When I use union will C allocated memory for each member of the union for each listitem I create?
You need to be careful about this. The union will contain spaces for primitives (ints, longs, doubles, chars) and pointers to such beasts. But if you need objectts like strings, which vary in size, you will typically have to allocate them separately with malloc() and then free() them from the listitem when you are discarding the list items. You could add a function pointer to your list item that should be called when the listitem is to be discarded. The function pointer would do nothing for primitive types, but call free() for all type that need freeing.
Thank you very much.

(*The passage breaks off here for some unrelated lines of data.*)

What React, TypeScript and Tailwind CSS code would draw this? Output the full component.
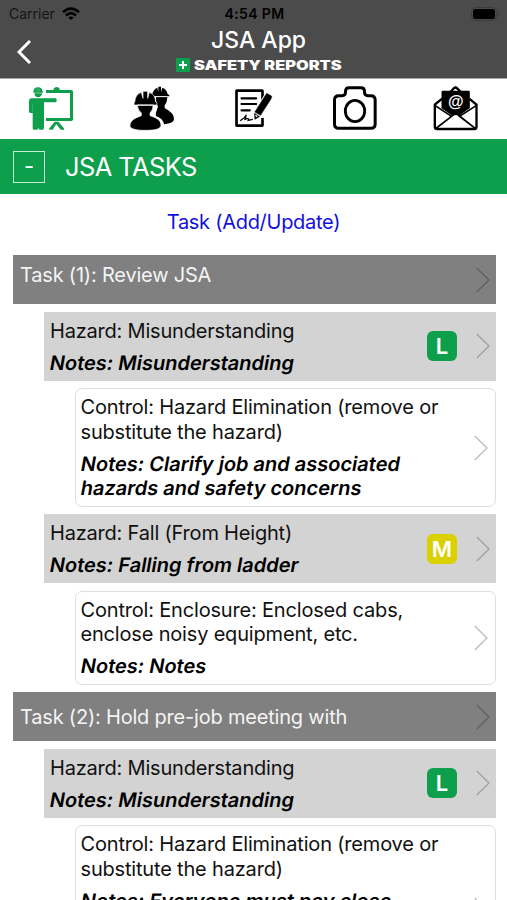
import type { ReactNode } from "react";

function WorkerIcon() {
  return (
    <svg viewBox="77 22 150 138" className="h-[46px] w-[50px]" fill="#0d9f4b">
      <path d="M100 40a13 11 0 0 1 26 0l2 2v3H99v-3zM102 47h23c0 7-5 12-11.500 12S102 54 102 47z" />
      <path d="M108 33v8M113 31v10M118 33v8" stroke="#fff" strokeWidth="1" opacity=".6" />
      <path d="M94 62h72q3 0 3 6t-3 6h-35v78q0 4-4 4h-10l-3-5-3 5h-10q-4 0-4-4v-46h-7q-4 0-4-5V70q0-8 6-8z" />
      <path d="M97 78v24" stroke="#fff" strokeWidth="1.200" opacity=".5" />
      <path d="M137 37h22q2-9 10-9t10 9h34q5 0 5 5v83q0 5-5 5h-76v-9h72V46h-72z" />
      <path d="M163 132h11l17 20v4h-10l-13-17-11 17h-10v-4z" />
    </svg>
  );
}

function CrewIcon() {
  return (
    <svg viewBox="381 22 150 138" className="h-[46px] w-[50px]">
      <path d="M457 49q3-14 15-19l3 14V27h8v17l4-14q14 5 16 20l5 2v4h-48zM468 58h34q-1 17-8 25v7c6 8 28 12 28 34q0 13-30 16-3-18-24-25-3-9 2-16l4-13q-6-6-6-28z" />
      <path d="M404 73q2-23 20-29l5 18V41h14v21l5-18q18 6 19 29l4 3v6h-69v-6zM412 82h48q-1 15-10 24v8c12 5 33 9 33 29 0 11-18 15-46 15s-47-4-47-14c0-19 22-25 34-30v-8q-11-9-12-24z" stroke="#fff" strokeWidth="2" />
      <path d="M413 83h47M464 57h38" stroke="#fff" strokeWidth="2" />
    </svg>
  );
}

function ReportIcon() {
  return (
    <svg viewBox="85.500 22 150 138" className="h-[46px] w-[50px]" fill="none" stroke="#000">
      <path d="M189 66V40q0-1-1-1h-76q-1 0-1 1v103q0 1 1 1h76q1 0 1-1v-22" strokeWidth="8" />
      <path d="M126 62h44M126 79h44M126 98h25" strokeWidth="6.500" strokeLinecap="round" />
      <path d="M122 129q16-10 18-18 0 9-5 15 9-5 13-2l-2 4 14-3" strokeWidth="3.500" />
      <path d="M201 46l17 10-3 9-33 51-17 10v-21l32-51z" fill="#fff" stroke="#fff" strokeWidth="7" strokeLinejoin="round" />
      <path d="M202 47l15 9-3 9-31 48-17-10 31-49zM165 107l15 10-14 8z" fill="#000" strokeWidth="1.500" strokeLinejoin="round" />
      <path d="M168 113l5 4" stroke="#fff" strokeWidth="4" />
    </svg>
  );
}

function CameraIcon() {
  return (
    <svg viewBox="389.500 22 150 138" className="h-[46px] w-[50px]" fill="none" stroke="#000" strokeWidth="9">
      <path d="M416 54h10q9 0 10-9v-4q0-11 11-11h35q11 0 11 11v4q1 9 10 9h9q13 0 13 13v72q0 13-13 13h-96q-13 0-13-13V67q0-13 13-13z" />
      <ellipse cx="464.500" cy="100" rx="29" ry="32" strokeWidth="8.500" />
    </svg>
  );
}

function MailIcon() {
  return (
    <svg viewBox="693.500 22 150 138" className="h-[46px] w-[50px]">
      <path d="M727 63l-22 18v66q0 7 7 7h111q7 0 7-7V81l-22-18M752 43l10-11q5-5 10 0l11 11" fill="none" stroke="#000" strokeWidth="7" />
      <path d="M725 43q0-4 4-4h77q4 0 4 4v48l-33 24q-9-7-18 0l-34-23z" />
      <path d="M706 84l49 32-47 36M829 84l-50 32 47 36M708 153l51-40q9-7 18 0l50 40" fill="none" stroke="#000" strokeWidth="5" />
      <text x="768" y="89" textAnchor="middle" fill="#fff" fontSize="48" fontWeight="700" fontFamily="Liberation Sans, sans-serif">@</text>
    </svg>
  );
}

function Chevron({ color }: { color: string }) {
  return (
    <svg viewBox="0 0 14 26" className="h-[26px] w-[14px] shrink-0" fill="none" stroke={color} strokeWidth="1.300">
      <path d="M.8 1L13 13 .8 25" />
    </svg>
  );
}

function Task({ children, raised = false }: { children: ReactNode; raised?: boolean }) {
  return (
    <div className="flex h-[49px] items-center justify-between bg-[#808080] pr-[6px] pl-[7px] text-[#f4f4f4]">
      <span className={`tracking-[-0.200px] ${raised ? "pb-[10px]" : "pt-px"}`}>{children}</span>
      <Chevron color="#606060" />
    </div>
  );
}

function Note({ children }: { children: ReactNode }) {
  return <p className="-skew-x-[10deg] font-semibold text-black">{children}</p>;
}

function Hazard({ title, notes, level }: { title: string; notes: string; level: "L" | "M" }) {
  return (
    <div className="ml-[31px] flex h-[69px] items-center bg-[#d3d3d3] pr-[6px] pl-[6px]">
      <div className="flex-1 pt-px">
        <p className="tracking-[-0.200px]">Hazard: {title}</p>
        <div className="mt-[7.600px]">
          <Note>Notes: {notes}</Note>
        </div>
      </div>
      <span className={`mr-[19px] flex size-[30px] items-center justify-center rounded-[6px] text-[22px] font-semibold text-white ${level === "L" ? "bg-[#0d9f4b]" : "bg-[#dbd000]"}`}>
        {level}
      </span>
      <Chevron color="#a0a0a0" />
    </div>
  );
}

function Control({ lines, notes, tall = false }: { lines: string[]; notes: string[]; tall?: boolean }) {
  return (
    <div className={`ml-[61.500px] flex items-center rounded-[7px] border-[1.500px] border-[#dedede] bg-white pt-[6px] pr-[7px] pb-[5.200px] pl-[5px] ${tall ? "h-[169px]" : ""}`}>
      <div className="flex-1 self-start whitespace-nowrap">
        {lines.map((line) => (
          <p key={line} className="tracking-[-0.180px]">{line}</p>
        ))}
        <div className="mt-[7.600px]">
          {notes.map((line) => (
            <Note key={line}>{line}</Note>
          ))}
        </div>
      </div>
      <Chevron color="#bcbcbc" />
    </div>
  );
}

export default function App() {
  return (
    <div className="h-[900px] w-[507px] overflow-hidden bg-white font-['Inter',sans-serif] text-[20px] leading-[24.400px] text-[#111]">
      <header className="h-[79px] border-b border-[#aaa] bg-[#4b4b4b]">
        <div className="grid h-[27px] grid-cols-3 items-center pr-[7px] pl-[9px] text-[14px] leading-none text-[#151515]">
          <div className="flex items-center gap-[7px]">
            <span>Carrier</span>
            <svg viewBox="0 0 18 14" className="h-[14px] w-[18px]" fill="none" stroke="#000" strokeWidth="2.700">
              <path d="M1 5.300Q9-2 17 5.300M4 8.400q5-4.500 10 0" />
              <path d="M9 13L6.300 10.400q2.700-2 5.400 0z" fill="#000" stroke="none" />
            </svg>
          </div>
          <span className="text-center font-semibold tracking-[0.350px] text-black">4:54 PM</span>
          <svg viewBox="0 0 29 14" className="h-[14px] w-[29px] justify-self-end">
            <rect x=".5" y=".5" width="25" height="13" rx="4" fill="none" stroke="#3c3c3c" />
            <rect x="2" y="2" width="22" height="10" rx="2.500" />
            <path d="M27 5q2 2 0 4z" fill="#303030" />
          </svg>
        </div>
        <div className="grid h-[51px] grid-cols-[60px_1fr_60px]">
          <svg viewBox="0 0 14 24" className="mt-[13px] ml-[16.500px] h-[24px] w-[14px]" fill="none" stroke="#fff" strokeWidth="3">
            <path d="M13 1L2 12l11 11" />
          </svg>
          <div className="flex flex-col items-center text-white">
            <h1 className="ml-[10px] text-[23px] leading-[27px] font-medium">JSA App</h1>
            <div className="mt-[4px] ml-[12px] flex h-[14px] w-[167px] items-center gap-[4px]">
              <svg viewBox="0 0 14 14" className="size-[14px] shrink-0">
                <path fill="#0d9f4b" d="M0 0h14v14H0z" />
                <path d="M7 3v8M3 7h8" stroke="#fff" strokeWidth="2" />
              </svg>
              <span className="origin-left scale-x-[1.310] pt-[2px] text-[12.500px] leading-none font-black whitespace-nowrap">SAFETY REPORTS</span>
            </div>
          </div>
        </div>
      </header>
      <nav className="grid h-[60px] grid-cols-5 justify-items-center pt-[6.300px]">
        <WorkerIcon />
        <CrewIcon />
        <ReportIcon />
        <CameraIcon />
        <MailIcon />
      </nav>
      <section className="flex h-[55px] items-center gap-[20px] bg-[#0d9f4b] pl-[13px] text-white">
        <span className="flex size-[32px] items-center justify-center border border-[#c5f0d5] text-[22px]">-</span>
        <h2 className="pt-[2px] text-[25.500px] tracking-[-0.600px]">JSA TASKS</h2>
      </section>
      <a className="mt-[16px] block text-center tracking-[-0.280px] text-[#1111dd]">Task (Add/Update)</a>
      <main className="mt-[21px] flex flex-col gap-[7.500px] pr-[11px] pl-[13px]">
        <Task raised>Task (1): Review JSA</Task>
        <Hazard title="Misunderstanding" notes="Misunderstanding" level="L" />
        <Control lines={["Control: Hazard Elimination (remove or", "substitute the hazard)"]} notes={["Notes: Clarify job and associated", "hazards and safety concerns"]} />
        <Hazard title="Fall (From Height)" notes="Falling from ladder" level="M" />
        <Control lines={["Control: Enclosure: Enclosed cabs,", "enclose noisy equipment, etc."]} notes={["Notes: Notes"]} />
        <Task>Task (2): Hold pre-job meeting with</Task>
        <Hazard title="Misunderstanding" notes="Misunderstanding" level="L" />
        <Control tall lines={["Control: Hazard Elimination (remove or", "substitute the hazard)"]} notes={["Notes: Everyone must pay close"]} />
      </main>
    </div>
  );
}
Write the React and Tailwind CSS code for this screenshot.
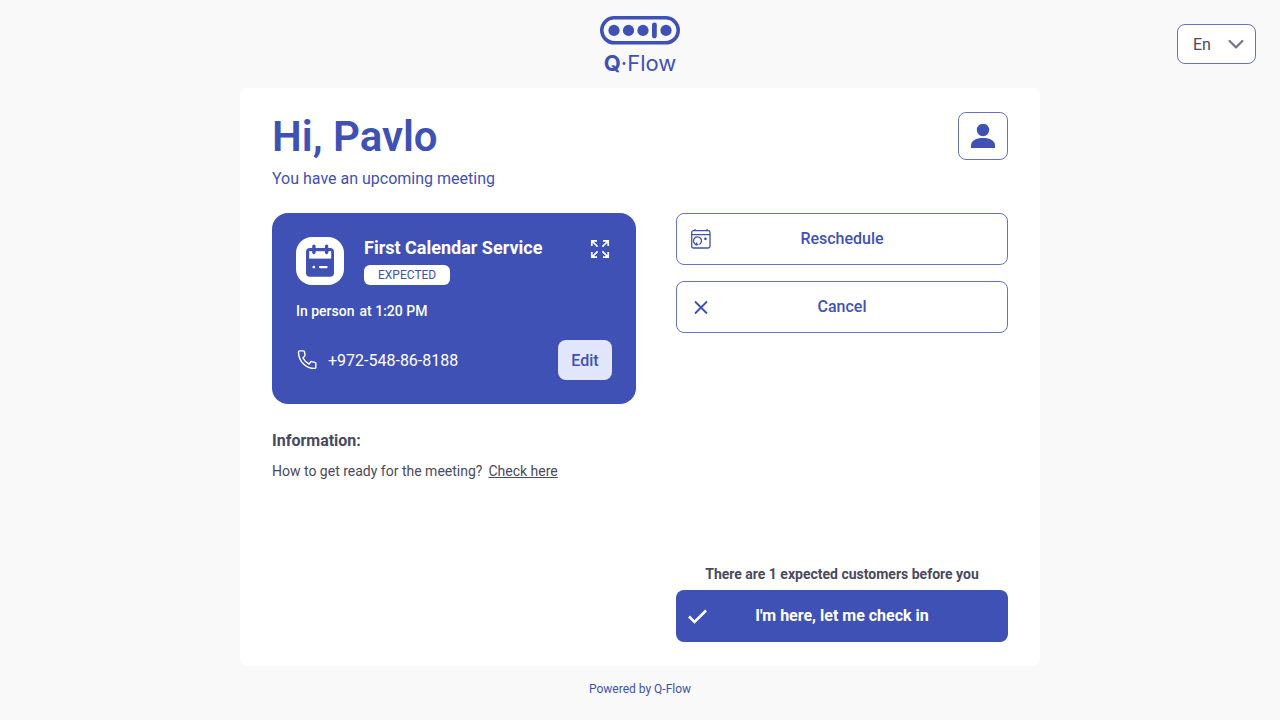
import React from "react";

function Logo() {
  return (
    <div className="flex flex-col items-center text-[#3f51b5]">
      <svg width="80" height="30" viewBox="0 0 80 30" aria-hidden="true">
        <rect x="1.8" y="2.8" width="76.4" height="25" rx="12.5" fill="none" stroke="currentColor" strokeWidth="3.6" />
        <g fill="currentColor">
          <circle cx="14" cy="15.4" r="5.6" />
          <circle cx="28.5" cy="15.4" r="5.6" />
          <circle cx="43" cy="15.4" r="5.6" />
          <rect x="52" y="7.4" width="4.8" height="16" rx="2.4" />
          <circle cx="66" cy="15.4" r="5.6" />
        </g>
      </svg>
      <span className="mt-1 font-['Inter',sans-serif] text-[22px] leading-7">
        <b className="font-bold">Q</b>
        <span className="font-normal">·Flow</span>
      </span>
    </div>
  );
}

function LanguageSelect() {
  return (
    <div className="relative w-[79px]">
      <select
        aria-label="Language"
        defaultValue="en"
        className="h-10 w-full appearance-none rounded-lg border border-[#6573c6] bg-white pt-0.5 pl-[15px] text-base text-[#4a4a5e]"
      >
        <option value="en">En</option>
      </select>
      <svg className="pointer-events-none absolute top-3 right-3 text-[#77748f]" width="16" height="16" viewBox="0 0 16 16" fill="none" stroke="currentColor" strokeWidth="2.2" strokeLinecap="round" strokeLinejoin="round" aria-hidden="true">
        <path d="M1.6 5 8 11.4 14.4 5" />
      </svg>
    </div>
  );
}

function ServiceIcon() {
  return (
    <svg className="shrink-0" width="48" height="48" viewBox="0 0 48 48" aria-hidden="true">
      <rect width="48" height="48" rx="16" fill="#fff" />
      <rect x="10" y="11" width="28" height="28.8" rx="4" fill="#3f51b5" />
      <path d="M13.2 14.200h22v7.400h-22z" fill="#fff" />
      <g strokeLinecap="round">
        <path d="M17.900 9.300v6.200M30.600 9.300v6.200" stroke="#3f51b5" strokeWidth="3.400" />
        <path d="M24 30.100h6.600" stroke="#fff" strokeWidth="2.200" />
      </g>
      <circle cx="17.800" cy="30.100" r="1.400" fill="#fff" />
    </svg>
  );
}

function ExpandIcon() {
  return (
    <svg width="24" height="24" viewBox="0 0 24 24" fill="none" stroke="currentColor" strokeWidth="1.7" aria-hidden="true">
      <path d="M9 3.800H3.800V9M4 4l5.600 5.600M15 3.800h5.200V9M20 4l-5.600 5.600M9 20.200H3.800V15M4 20l5.600-5.600M15 20.200h5.200V15M20 20l-5.600-5.600" />
    </svg>
  );
}

function PhoneIcon() {
  return (
    <svg width="24" height="24" viewBox="0 0 24 24" fill="none" stroke="currentColor" strokeWidth="1.4" strokeLinejoin="round" aria-hidden="true">
      <path d="M3.500 2.900h3.900c.5 0 .9.300 1 .8l.6 3.500c.1.500 0 .8-.4 1.100L6.900 9.800c1.300 2.700 3.300 4.900 6.200 6.200l1.500-2c.3-.4.700-.5 1.100-.4l3.300.8c.5.100.8.500.8 1v4c0 .6-.4 1-1 1C9.600 20.400 2.700 13.300 2.500 3.900c0-.6.400-1 1-1z" />
    </svg>
  );
}

function RescheduleIcon() {
  return (
    <svg width="24" height="24" viewBox="0 0 24 24" fill="none" stroke="currentColor" strokeWidth="1.3" aria-hidden="true">
      <rect x="2.700" y="3.700" width="18.300" height="17.300" rx="1.800" />
      <path d="M3 7.700h18M6 3.400V2M18 3.400V2" />
      <path d="M7.300 17.700A4 4 0 1 1 10.200 17.500" />
      <path d="M7.700 15.600v2.900M6.300 17.700h2.900" />
      <circle cx="16.400" cy="11.800" r="1.400" fill="currentColor" stroke="none" />
    </svg>
  );
}

function CloseIcon() {
  return (
    <svg width="24" height="24" viewBox="0 0 24 24" fill="none" stroke="currentColor" strokeWidth="1.9" aria-hidden="true">
      <path d="m6 6.500 12 12M18 6.500l-12 12" />
    </svg>
  );
}

function CheckIcon() {
  return (
    <svg width="24" height="24" viewBox="0 0 24 24" fill="none" stroke="currentColor" strokeWidth="2.500" aria-hidden="true">
      <path d="m3 12.500 5.500 5.500L20 6.500" />
    </svg>
  );
}

function ActionButton({ icon, children }) {
  return (
    <button type="button" className="grid h-[52px] w-full grid-cols-[24px_1fr_24px] items-center rounded-lg border border-[#6573c6] bg-white px-3 text-base font-medium text-[#3f51b5]">
      {icon}
      <span>{children}</span>
    </button>
  );
}

export default function App() {
  return (
    <div className="flex min-h-screen flex-col bg-[#f9f9f9] font-['Roboto',sans-serif] text-[#4a4a5e]">
      <header className="grid grid-cols-[1fr_auto_1fr] items-start px-6 pt-[15px] pb-[11px]">
        <div className="col-start-2">
          <Logo />
        </div>
        <div className="flex justify-end pt-[9px]">
          <LanguageSelect />
        </div>
      </header>

      <main className="mx-auto flex w-full max-w-[800px] flex-1 flex-col rounded-lg bg-white px-8 py-6">
        <div className="flex items-start justify-between text-[#3f51b5]">
          <div>
            <h1 className="text-[42px] leading-[50px] font-semibold">Hi, Pavlo</h1>
            <p className="mt-[5px] text-base">You have an upcoming meeting</p>
          </div>
          <button type="button" aria-label="Profile" className="flex h-12 w-[50px] items-center justify-center rounded-lg border border-[#6573c6] bg-white">
            <svg width="24" height="24" viewBox="0 0 24 24" fill="currentColor" aria-hidden="true">
              <circle cx="12" cy="6" r="6.200" />
              <path d="M0 24v-2.500C0 16.500 5 14 12 14s12 2.500 12 7.500V24z" />
            </svg>
          </button>
        </div>

        <div className="mt-[22px] grid flex-1 grid-cols-[364fr_332fr] gap-10">
          <div>
            <section className="rounded-2xl bg-[#3f51b5] p-6 text-white">
              <div className="flex items-start">
                <ServiceIcon />
                <div className="ml-5 flex-1">
                  <h2 className="text-lg leading-[22px] font-bold">First Calendar Service</h2>
                  <span className="mt-1.5 inline-block h-5 rounded-md bg-white px-3.5 align-top text-xs leading-5 text-[#3f51b5]">EXPECTED</span>
                </div>
                <button type="button" aria-label="Expand">
                  <ExpandIcon />
                </button>
              </div>
              <p className="mt-4 flex gap-[5px] text-sm font-medium">
                <span>In person</span>
                <span>at 1:20 PM</span>
              </p>
              <div className="mt-[19px] flex items-center">
                <PhoneIcon />
                <span className="ml-2 flex-1 pt-0.5 text-base">+972-548-86-8188</span>
                <button type="button" className="h-10 w-[54px] rounded-lg bg-[#e2e6fd] pt-0.5 text-base font-medium text-[#3f51b5]">Edit</button>
              </div>
            </section>
            <section className="mt-[25px]">
              <h3 className="text-base font-bold">Information:</h3>
              <p className="mt-2 text-sm">
                How to get ready for the meeting?
                <a href="#prepare" className="ml-1.5 underline">Check here</a>
              </p>
            </section>
          </div>

          <div className="flex flex-col gap-4">
            <ActionButton icon={<RescheduleIcon />}>Reschedule</ActionButton>
            <ActionButton icon={<CloseIcon />}>Cancel</ActionButton>
            <div className="mt-auto text-center">
              <p className="mb-1.5 text-sm font-bold">There are 1 expected customers before you</p>
              <button type="button" className="grid h-[52px] w-full grid-cols-[24px_1fr_24px] items-center rounded-lg bg-[#3f51b5] px-2.5 text-base font-bold text-white">
                <CheckIcon />
                <span>I'm here, let me check in</span>
              </button>
            </div>
          </div>
        </div>
      </main>

      <footer className="pt-[15px] pb-[23px] text-center text-xs text-[#3f51b5]">Powered by Q-Flow</footer>
    </div>
  );
}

This whole business (especially adding a function pointer for clean-up, why not just call it destructor) sounds like re-inventing OOP from scratch.
Indeed; you are in a sense reinventing the C++ CComVariant class of ATL, which wraps the VARIANT struct used by COM. Since you're programming in C, you have to do everything yourself.
1

Pointers you can just use a void *. Other types you can use a union:

typedef struct listitem
{
    int flavour; // type of data held
    union {
        int i;
        double d;
        float f;
        :
        :
    };
    struct listitem *next;
} listitem

Sorry, I misread your question. You have manage flavour yourself.

3 Comments

When I use union will C allocated memory for each member of the union for each listitem I create?
C will allocate enough memory for the largest member of the union. All of the members of union occupy the same location.
Now this is a neat feature. I will look into it in more detail. Thank you.
1

There's another way.

If you don't have many value for your flavour you can embed it the address. An address aligned to a power of two has its least significant bits to 0. In C11 you have a standard way of allocating aligned memory which can then be used to tag your pointers.